I took Roger to many events and places though never, of course, to an art gallery. Perhaps it would have been fun to describe a Botticelli or a Miro to him, but it wouldn’t have got us very far. It was surely as impossible for him to imagine the visual arts as it was for me to imagine being blind. Perhaps if several people had described the same picture . . . ? Which led me to reflect on the peripherality and the triviality of the visual arts. I’d love to qualify fully as a Philistine, but I don’t: I go to galleries, buy art, watch art programmes, have been on courses etc. But I have to conclude that art is trivial; it doesn’t “say” anything at a serious intellectual level, but it’s nice. Otherwise not being able to see would make you less than human, wouldn’t it? Whereas Roger seemed more than normally human. In some ways this parallels our discussions of music. I only occasionally warmed to jazz and Roger had a curiously intense loathing of Mozart. When I asked him why he said that because you always knew which note was coming next. He loved jazz because it was spontaneous and moody, completely disconnected from the rational world he inhabited most of the time.

There’s a consoling old wives’ tale that if you’re blind the other senses intensify to compensate. Sadly it’s not true: when he was in his sixties Roger’s hearing was deteriorating.
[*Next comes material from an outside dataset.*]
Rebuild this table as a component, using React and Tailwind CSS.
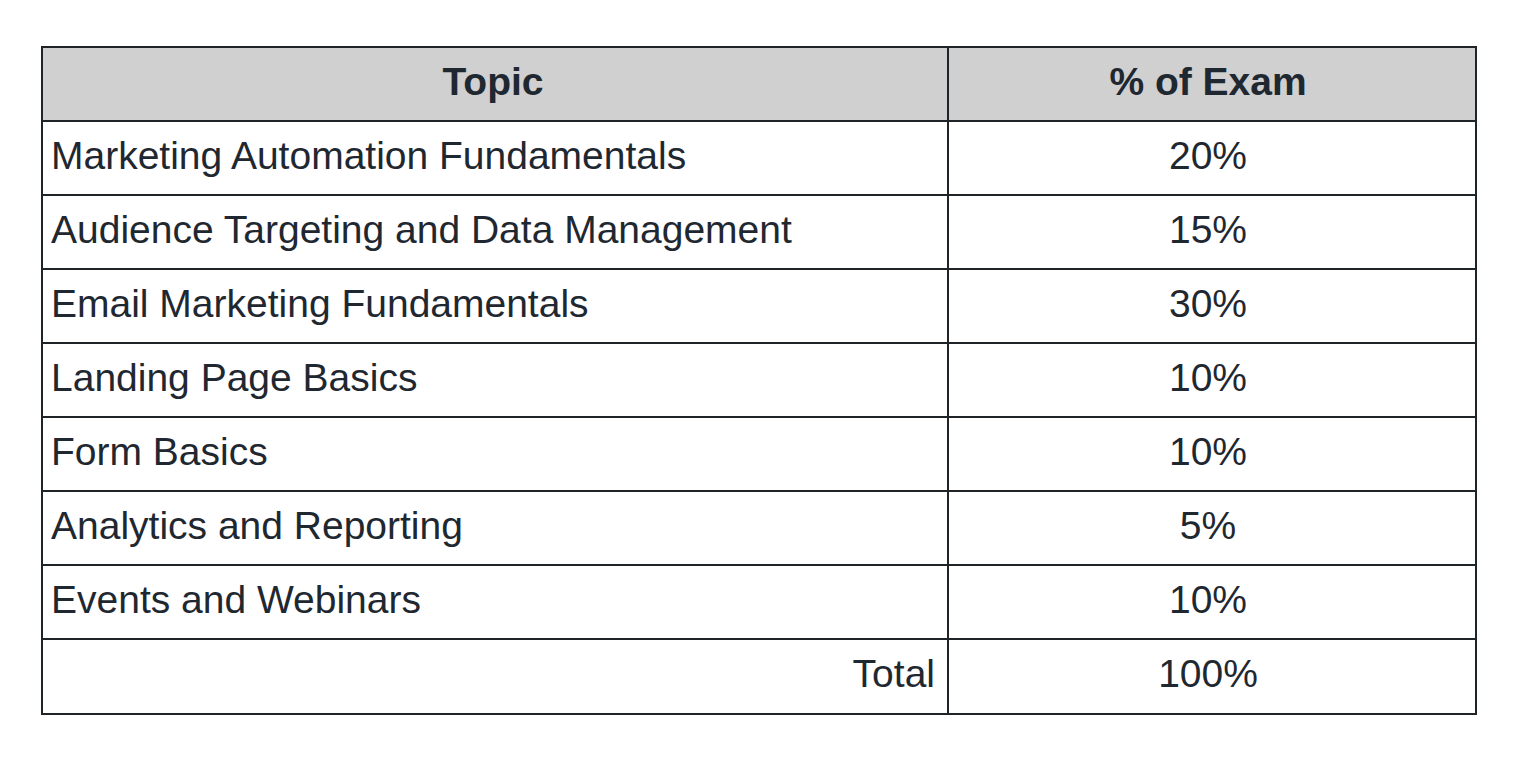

On the other hand he did have a preternatural ability to identify beer though usually when I introduced him to a new one he pronounced it too sweet. But what he also had, as a highly intelligent blind man, was an intellect stripped down to its essentials, free of baggage and imagery. He was a Labour Party member of an open-minded and centrist kind. So our political positions were different, but I knew of nobody who could better interrogate me about my beliefs and their implications than Roger could.

Lincoln Allison July 2020

(An edited version of this essay was published in Times Higher Education in October 2020.)